Ces autorités disposant d’une autonomie particulière, il était nécessaire de leur accorder un pouvoir qui leur permettrait de la préserver. C’est ainsi que certaines AAI sont dotées d’un pouvoir règlementaire, ce qui est notamment le cas du CSA (qui établit par exemple les règles relatives aux temps de parole des partis politiques).

L’Union européenne

L’Union européenne, par ses organes, peut prendre des mesures de caractère réglementaire. Outre les avis ou les recommandations édictées en dehors de tout cadre réglementaire, des règlements et des directives peuvent être pris dans ce cadre.

Les règlements, en droit communautaire, s’appliquent directement dans les Etats membres ; les décisions qui sont prises en droit interne doivent donc s’y conformer, en raison de l’ « effet direct » des règlements communautaires.
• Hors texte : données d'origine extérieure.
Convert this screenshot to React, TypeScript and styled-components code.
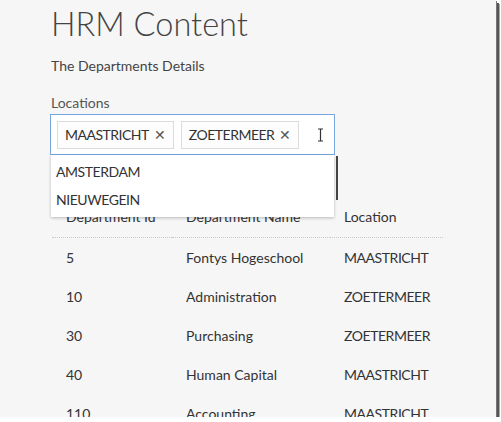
import React from "react";
import styled, { createGlobalStyle } from "styled-components";

const GlobalStyle = createGlobalStyle`
  html, body { margin: 0; padding: 0; background: #ffffff; }
  body { font-family: "Segoe UI", Lato, "Open Sans", sans-serif; color: #333; }
`;

const Frame = styled.div`
  position: relative;
  width: 496px;
  height: 417px;
  background: #f6f6f6;
  box-shadow: 1px 1px 0 #777, 3px 3px 0 #555, 4px 4px 0 #aaa;
  overflow: hidden;
  box-sizing: border-box;
  padding-left: 51px;
`;

const Title = styled.h1`
  margin: 0;
  padding-top: 4px;
  font-size: 32.5px;
  line-height: 40px;
  font-weight: 300;
  color: #444;
`;

const Subtitle = styled.p`
  margin: 13px 0 0;
  font-size: 14px;
  line-height: 18px;
  color: #444;
`;

const Label = styled.div`
  margin-top: 19px;
  font-size: 14px;
  line-height: 18px;
  color: #555;
`;

const Field = styled.div`
  position: relative;
  margin-top: 2px;
  margin-left: -1px;
  width: 285px;
`;

const InputBox = styled.div`
  box-sizing: border-box;
  height: 41px;
  border: 1px solid #7aa6e0;
  background: #fff;
  display: flex;
  align-items: center;
  gap: 7px;
  padding: 0 6px;
`;

const Chip = styled.span`
  box-sizing: border-box;
  flex-shrink: 0;
  height: 28px;
  display: inline-flex;
  align-items: center;
  gap: 5px;
  padding: 0 7px 0 7px;
  border: 1px solid #dcdcdc;
  background: #fdfdfd;
  font-size: 14px;
  letter-spacing: -0.5px;
  color: #333;
`;

const ChipX = styled.span`
  font-size: 14px;
  color: #555;
  line-height: 1;
  letter-spacing: 0;
`;

const Caret = styled.svg`
  flex-shrink: 0;
  margin-left: 11px;
`;

const Dropdown = styled.ul`
  position: absolute;
  left: 1px;
  top: 41px;
  width: 283px;
  margin: 0;
  padding: 3px 0 3px;
  list-style: none;
  background: #fff;
  box-shadow: 0 1px 3px rgba(0, 0, 0, 0.25);
  z-index: 2;
`;

const Option = styled.li`
  height: 28px;
  line-height: 28px;
  padding-left: 5px;
  font-size: 14px;
  letter-spacing: -0.45px;
  color: #333;
`;

const ScrollThumb = styled.div`
  position: absolute;
  right: -3px;
  top: 42px;
  width: 2px;
  height: 44px;
  background: #444;
  z-index: 3;
`;

const Table = styled.div`
  margin-top: 42px;
  margin-left: 1px;
  width: 391px;
  display: grid;
  grid-template-columns: 120px 158px 113px;
`;

const HeadCell = styled.div`
  height: 40px;
  line-height: 40px;
  padding-left: 14px;
  font-size: 14px;
  color: #333;
  border-bottom: 1px dotted #c8c8c8;
  white-space: nowrap;
`;

const Cell = styled.div<{ $caps?: boolean }>`
  height: 39px;
  line-height: 39px;
  padding-left: 14px;
  font-size: 14px;
  letter-spacing: ${(p) => (p.$caps ? "-0.45px" : "0")};
  color: #333;
  white-space: nowrap;
`;

const rows = [
  ["5", "Fontys Hogeschool", "MAASTRICHT"],
  ["10", "Administration", "ZOETERMEER"],
  ["30", "Purchasing", "ZOETERMEER"],
  ["40", "Human Capital", "MAASTRICHT"],
  ["110", "Accounting", "MAASTRICHT"],
];

export default function App() {
  return (
    <>
      <GlobalStyle />
      <Frame>
        <Title>HRM Content</Title>
        <Subtitle>The Departments Details</Subtitle>
        <Label>Locations</Label>
        <Field>
          <InputBox>
            <Chip>
              MAASTRICHT <ChipX>✕</ChipX>
            </Chip>
            <Chip>
              ZOETERMEER <ChipX>✕</ChipX>
            </Chip>
            <Caret width="7" height="14" viewBox="0 0 7 14">
              <path d="M1 1h5M1 13h5M3.5 1v12" stroke="#333" strokeWidth="1.2" fill="none" />
            </Caret>
          </InputBox>
          <Dropdown>
            <Option>AMSTERDAM</Option>
            <Option>NIEUWEGEIN</Option>
          </Dropdown>
          <ScrollThumb />
        </Field>
        <Table>
          <HeadCell>Department Id</HeadCell>
          <HeadCell>Department Name</HeadCell>
          <HeadCell>Location</HeadCell>
          {rows.map((r) =>
            r.map((c, i) => (
              <Cell key={r[0] + "-" + i} $caps={i === 2}>
                {c}
              </Cell>
            ))
          )}
        </Table>
      </Frame>
    </>
  );
}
Les directives ne sont quant à elles obligatoires que dans leur but : elles n'obligent pas les Etats à utiliser des moyens spécifiques pour y parvenir. Les Etats se trouvent donc dans l’obligation d’arriver à l’objectif demandé, mais peuvent choisir les moyens qu'ils veulent pour l’atteindre. En revanche, la Cour de justice des communautés européennes a eu l'occasion de rappeler que les dispositions prises dans le cadre de la réalisation d'un tel objectif ne doivent pas être de nature à le compromettre.

Les organismes de droit public ou privé, les préfets et les collectivités

Les organismes chargés d’un service public disposent dans certains cas du pouvoir réglementaire. Certaines fédérations sportives ont ainsi la possibilité d'édicter les règles relatives au sport en question. Les ordres professionnels (médecins, avocats) ont également des pouvoirs similaires.

Les représentants de l’Etat disposent d’un pouvoir réglementaire pour organiser les services dont il ont la charge dans le cadre du département ou de la région. Ce pouvoir leur permet de garantir l’ordre public.

Les maires et les présidents des Conseil régionaux et généraux disposent également du pouvoir réglementaire. Le maire dispose en effet d’un pouvoir de police, ce qui le conduit à prendre toutes les mesures nécessaires au maintien ou au rétablissement de l’ordre public, dans le cadre de sa commune.